Another area that could’ve been better is the Pierre tennis matches, which were too repetitive. A lot of Pierre running around for balls it doesn’t look like he’s going to get to… and then he gets to them! I speak from experience as I’ve written several tennis scripts myself. I’ve learned you need to limit the repetitive actions of the sport and focus instead on individualized non-playing situations.
For example, instead of writing an entire page of, “… and then Pierre runs over to get the ball, barely reaching it – BAM! – he hits it back…” you might focus on the fact that a ballboy suspects that Pierre isn’t human, and write in a series of moments where the ballboy is trying to figure it out.
Obviously, you have to include SOME points to build the drama in the match. But the strange thing about screenwriting and sports is you want to include as little actual playing of the sport as you can get away with. The exception would be if you’re focusing on something unique within the game. For example, if John’s racket cracks during a point and he doesn’t have a backup, so John needs to play a point WITHOUT A RACKET. We’re going to be more interested in that point because it’s unique. It’s not another, “…he reaches for the ball with all his might…”
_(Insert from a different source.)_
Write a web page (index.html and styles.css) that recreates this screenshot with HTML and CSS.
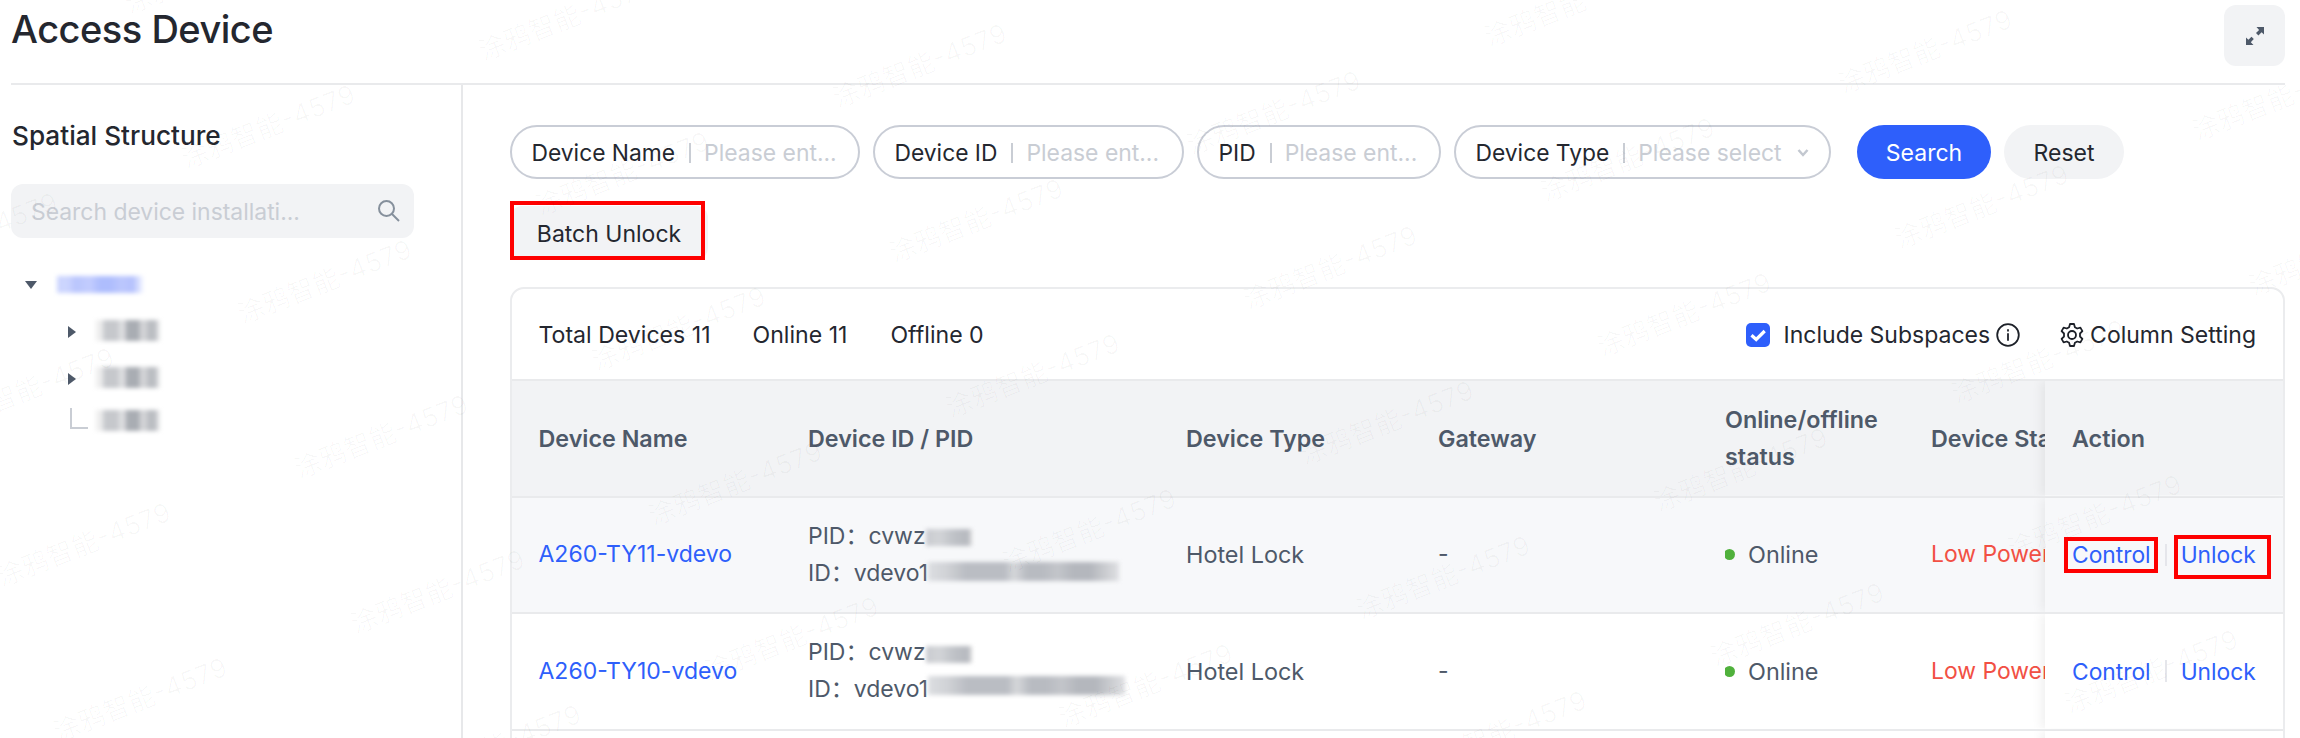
FILE: index.html
```html
<!DOCTYPE html>
<html lang="en">
<head>
<meta charset="utf-8">
<title>Access Device</title>
<link rel="stylesheet" href="styles.css">
</head>
<body>
<div class="page">
  <header class="page-header">
    <h1 class="page-title"><span>Access Device</span></h1>
    <button class="expand-btn" aria-label="Fullscreen">
      <svg width="20" height="20" viewBox="0 0 20 20"><path d="M11.500 1h7.500v7.500l-2.400-2.200-3.200 3.200-2.400-2.400 3.100-3.200zM1 19v-7.500l2.400 2.300 3.100-3 2.300 2.300-3 3.100L8.500 19z" fill="#4e5969"/></svg>
    </button>
  </header>
  <div class="body">
    <aside class="sidebar">
      <h2 class="side-title"><span>Spatial Structure</span></h2>
      <div class="side-search">
        <span class="placeholder">Search device installati...</span>
        <svg class="search-icon" width="24" height="24" viewBox="0 0 24 24" fill="none" stroke="#86909c" stroke-width="2"><circle cx="9.500" cy="9.500" r="7.500"/><path d="M15 15l7 7"/></svg>
      </div>
      <ul class="tree">
        <li class="node root"><i class="caret-down"></i><span class="mask mask-root"></span></li>
        <li class="node child"><i class="caret-right"></i><span class="mask mask-child"></span></li>
        <li class="node child"><i class="caret-right"></i><span class="mask mask-child"></span></li>
        <li class="node child leaf"><i class="elbow"></i><span class="mask mask-child"></span></li>
      </ul>
    </aside>
    <main class="main">
      <div class="filters">
        <label class="filter f-name"><span class="f-label">Device Name</span><i class="bar"></i><span class="placeholder">Please ent...</span></label>
        <label class="filter f-id"><span class="f-label">Device ID</span><i class="bar"></i><span class="placeholder">Please ent...</span></label>
        <label class="filter f-pid"><span class="f-label">PID</span><i class="bar"></i><span class="placeholder">Please ent...</span></label>
        <label class="filter f-type"><span class="f-label">Device Type</span><i class="bar"></i><span class="placeholder">Please select</span>
          <svg class="chevron" width="12" height="10" viewBox="0 0 12 10" fill="none" stroke="#c3c8d0" stroke-width="2.500"><path d="M1.500 2L6 7l4.500-5"/></svg></label>
        <button class="btn btn-primary">Search</button>
        <button class="btn btn-plain">Reset</button>
      </div>
      <div class="batch"><button class="btn-batch">Batch Unlock</button><span class="mark mark-batch"></span></div>
      <section class="card">
        <div class="toolbar">
          <span class="st1">Total Devices 11</span><span class="st2">Online 11</span><span class="st3">Offline 0</span>
          <span class="check"><svg width="24" height="24" viewBox="0 0 24 24"><rect width="24" height="24" rx="5" fill="#2e5ffb"/><path d="M5.500 12.200l4.700 4.300 8.500-8.500" fill="none" stroke="#fff" stroke-width="3.200"/></svg></span>
          <span class="inc">Include Subspaces</span>
          <svg class="info" width="24" height="24" viewBox="0 0 24 24" fill="none" stroke="#1d2129" stroke-width="1.800"><circle cx="12" cy="12" r="10.800"/><path d="M12 10.300v7.400M12 6.300v2.200"/></svg>
          <svg class="gear" width="24" height="24" viewBox="0 0 24 24" fill="none" stroke="#1d2129" stroke-width="1.800" stroke-linejoin="round"><path d="M10 1h4l.9 3.200 2.300 1.300 3.200-.9 2 3.500L20 10.500v3l2.400 2.400-2 3.500-3.200-.9-2.300 1.300L14 23h-4l-.9-3.200-2.300-1.300-3.200.9-2-3.500L4 13.500v-3L1.600 8.100l2-3.500 3.200.9 2.300-1.300z"/><circle cx="12" cy="12" r="4"/></svg>
          <span class="colset">Column Setting</span>
        </div>
        <div class="table">
          <div class="row head">
            <div class="c1">Device Name</div><div class="c2">Device ID / PID</div><div class="c3">Device Type</div><div class="c4">Gateway</div><div class="c5">Online/offline<br>status</div><div class="c6">Device Status</div>
            <div class="c7">Action</div>
          </div>
          <div class="row hover">
            <div class="c1"><a>A260-TY11-vdevo</a></div>
            <div class="c2"><p class="idline">PID：cvwz<span class="mask mask-pid"></span></p><p class="idline">ID：vdevo1<span class="mask mask-id"></span></p></div>
            <div class="c3">Hotel Lock</div><div class="c4">-</div><div class="c5"><i class="dot"></i>Online</div><div class="c6 low">Low Power</div>
            <div class="c7"><a class="control">Control</a><i class="sep"></i><a class="unlock">Unlock</a><span class="mark mark-control"></span><span class="mark mark-unlock"></span></div>
          </div>
          <div class="row">
            <div class="c1"><a>A260-TY10-vdevo</a></div>
            <div class="c2"><p class="idline">PID：cvwz<span class="mask mask-pid"></span></p><p class="idline">ID：vdevo1<span class="mask mask-id wide"></span></p></div>
            <div class="c3">Hotel Lock</div><div class="c4">-</div><div class="c5"><i class="dot"></i>Online</div><div class="c6 low">Low Power</div>
            <div class="c7"><a class="control">Control</a><i class="sep"></i><a class="unlock">Unlock</a></div>
          </div>
          <div class="row"><div class="c1"></div><div class="c2"></div><div class="c3"></div><div class="c4"></div><div class="c5"></div><div class="c6"></div><div class="c7"></div></div>
        </div>
      </section>
    </main>
  </div>
</div>
<svg class="watermark" id="watermark" width="2300" height="738" viewBox="0 0 2300 738"></svg>
<script src="watermark.js"></script>
</body>
</html>
```
FILE: styles.css
```css
* { box-sizing: border-box; margin: 0; padding: 0; }
body { font-family: Inter, "Noto Sans CJK SC", sans-serif; font-size: 23px; color: #24272f; background: #fff; overflow: hidden; }
button { font: inherit; border: 0; color: inherit; }
i { display: block; flex: none; }
.page { position: relative; width: 2300px; height: 738px; overflow: hidden; padding: 0 15px 0 11px; display: flex; flex-direction: column; }
.page-header { height: 85px; flex: none; border-bottom: 2px solid #e9eaec; display: flex; justify-content: space-between; align-items: flex-start; }
.page-title { font-size: 38px; font-weight: 500; line-height: 48px; padding-top: 5px; letter-spacing: -.5px; }
.expand-btn { width: 61px; height: 61px; margin-top: 5px; border-radius: 12px; background: #f2f3f5; display: flex; align-items: center; justify-content: center; }
.body { display: flex; flex: 1; min-height: 0; }
.sidebar { width: 452px; flex: none; border-right: 2px solid #e7e8ea; }
.side-title { font-size: 26.200px; font-weight: 500; line-height: 36px; margin-top: 33px; padding-left: 1px; }
.side-search { width: 403px; height: 54px; margin-top: 30px; background: #f2f3f5; border-radius: 12px; display: flex; align-items: center; justify-content: space-between; padding: 0 13px 0 20px; }
.placeholder { color: #c9cdd4; }
.side-search .placeholder { font-size: 22.900px; padding-top: 1px; }
.tree { list-style: none; margin-top: 23px; }
.node { display: flex; align-items: center; height: 47px; }
.root { padding-left: 14px; }
.child { padding-left: 57px; }
.leaf { height: 38px; }
.caret-down { border: 6px solid transparent; border-top: 8px solid #4e5969; border-bottom: 0; width: 12px; }
.caret-right { border: 6px solid transparent; border-left: 8px solid #4e5969; border-right: 0; }
.elbow { width: 18px; height: 21px; margin-left: 2px; margin-top: -5px; border-left: 2px solid #c9cdd4; border-bottom: 2px solid #c9cdd4; }
.mask { display: inline-block; flex: none; filter: blur(2.200px); }
.mask-root { width: 86px; height: 17px; margin-left: 20px; background: linear-gradient(90deg, #ccd5fe 0 12%, #b9c5fd 22%, #c3cdfe 38%, #aebdfd 50% 62%, #bcc7fd 75%, #b4c1fd 88%, #f3f5ff 100%); }
.mask-child { width: 64px; height: 21px; margin-left: 20px; margin-top: -3px; background: linear-gradient(90deg, #eee 0 8%, #c6c8cc 14% 33%, #dcdddf 37% 44%, #a9adb3 49% 66%, #d2d3d6 70% 78%, #babdc2 82% 92%, #f4f4f4 100%); }
.leaf .mask-child { margin-left: 8px; margin-top: -1px; }
.main { flex: 1; padding: 40px 0 0 47px; min-width: 0; }
.filters { display: flex; height: 54px; white-space: nowrap; }
.filter { height: 54px; border: 2px solid #c9cdd6; border-radius: 27px; display: flex; align-items: center; padding: 1px 0 0 19.500px; margin-right: 13px; }
.f-name { width: 350px; } .f-id { width: 311px; } .f-pid { width: 244px; } .f-type { width: 377px; }
.bar { width: 2px; height: 20px; background: #c9cdd4; margin: 0 13px 0 14px; }
.f-label { font-size: 22.800px; }
.filter .placeholder { font-size: 22.900px; }
.chevron { margin-left: 15px; }
.btn { height: 54px; border-radius: 27px; padding-top: 1px; }
.btn-primary { width: 134px; background: #2e5ffb; color: #fff; margin: 0 13px; }
.btn-plain { width: 120px; background: #f2f3f5; }
.batch { position: relative; width: 198px; height: 54px; margin-top: 27px; }
.btn-batch { width: 198px; height: 54px; padding-top: 1px; border-radius: 12px; background: #f2f3f5; }
.mark { position: absolute; border: 4px solid #fe0000; }
.mark-batch { left: 0; top: -5px; width: 195px; height: 59px; }
.card { margin-top: 27px; height: 470px; border: 2px solid #ebecee; border-radius: 14px 14px 0 0; overflow: hidden; }
.toolbar { display: flex; align-items: center; height: 90px; padding: 2px 27px 0 26.500px; white-space: nowrap; }
.st1 { margin-right: 42px; }
.st2 { margin-right: 43px; }
.st1, .st2, .st3 { font-size: 23.100px; }
.check { margin-left: auto; height: 24px; }
.inc { margin-left: 14px; }
.info { margin-left: 6px; }
.gear { margin: 0 6px 0 40px; }
.row { position: relative; display: grid; grid-template-columns: 296px 378px 252px 287px 206px 114px 239px; height: 116.500px; border-top: 2px solid #e9eaec; color: #4e5969; line-height: 37px; white-space: nowrap; }
.row > div { display: flex; align-items: center; overflow: hidden; background: #fff; }
.row > .c2 { flex-direction: column; align-items: flex-start; justify-content: center; }
.row > .c1 { padding-left: 26.500px; }
.row.head > .c2, .row.head > .c5 { flex-direction: row; justify-content: flex-start; align-items: center; }
.row > .c3, .row > .c5 { font-size: 23.400px; }
.head, .row.head > div { font-weight: 600; font-size: 23.300px; }
.row.head > div { background: #f2f3f5; }
.row.hover > div { background: #f7f8fa; }
.row > .c7 { position: relative; padding-left: 27px; overflow: visible; box-shadow: -4px 0 10px rgba(0,0,0,.06); clip-path: inset(0 0 0 -14px); }
.row a { color: #2e5ffb; font-size: 23px; }
.row .c7 a { font-size: 22.800px; }
.idline { display: flex; align-items: center; height: 37px; }
.mask-pid { width: 46px; height: 17px; margin-top: 3px; background: linear-gradient(90deg, #c9cbd0, #d2d4d7 30%, #bfc2c7 60%, #b6b9bf 90%, #ddd); }
.mask-id { width: 191px; height: 19px; margin-top: -3px; background: linear-gradient(90deg, #dcdee1 0, #d0d2d6 10%, #babdc3 20% 40%, #d5d7da 45%, #b8bbc1 52% 60%, #c3c5ca 68%, #b4b7bd 76% 85%, #c8cace 92%, #dfe0e3 100%); }
.mask-id.wide { width: 197px; margin-top: -8px; }
.dot { width: 11px; height: 11px; border-radius: 50%; background: #50b13c; margin: 0 13px 0 -1px; }
.row > .low { color: #f25044; font-size: 22.900px; }
.sep { width: 2px; height: 22px; background: #e5e6eb; margin: 0 14px; }
.mark-control { left: 19px; top: 39px; width: 94px; height: 36px; }
.mark-unlock { left: 129px; top: 37px; width: 97px; height: 44px; }
.watermark { position: absolute; left: 0; top: 0; pointer-events: none; font-family: Inter, "Noto Sans CJK SC", sans-serif; }
```
FILE: watermark.js
```js
// Tiles slanted labels over the page on two independent lattices.
const svg = document.getElementById("watermark");
function tile(text, x0, y0, ax, ay, bx, by, size, length, opacity) {
  for (let i = -4; i < 9; i++) {
    for (let j = -4; j < 8; j++) {
      const x = x0 + i * ax + j * bx, y = y0 + i * ay + j * by;
      if (x < -350 || x > 2320 || y < -20 || y > 900) continue;
      const t = document.createElementNS("http://www.w3.org/2000/svg", "text");
      t.textContent = text;
      t.setAttribute("transform", `translate(${x} ${y}) rotate(-21.500)`);
      t.setAttribute("font-size", size);
      t.setAttribute("textLength", length);
      t.setAttribute("fill", "#000");
      t.setAttribute("fill-opacity", opacity);
      svg.appendChild(t);
    }
  }
}
tile("涂鸦智能-4579", 186, 169, 354, 47, 56.500, 155, 26.500, 184, 0.026);
tile("2025/10/11 14:01-2643", 141, 123, 530, 17, 67, 185, 29, 334, 0.010);
```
Das Chimp isn’t perfect. But these two writers are DEFINITELY funny. I believe it’s a script worth perfecting. So I’d encourage anyone here that if they can think of more funny scenes for Das Chimp, to share them with the writers. The more laughs we can pack into this script, the better shot it has.
Script link: Das Chimp
[ ] What the hell did I just read?
[ ] wasn’t for me
[x] worth the read
[ ] impressive
[ ] genius
What I learned: Give friends and family jobs that keep them closer to the story as opposed to further away. So you don’t want to make Duncan an architect or a stock trader. You give him a position at the zoo, where we can keep him close to the story without having to force it.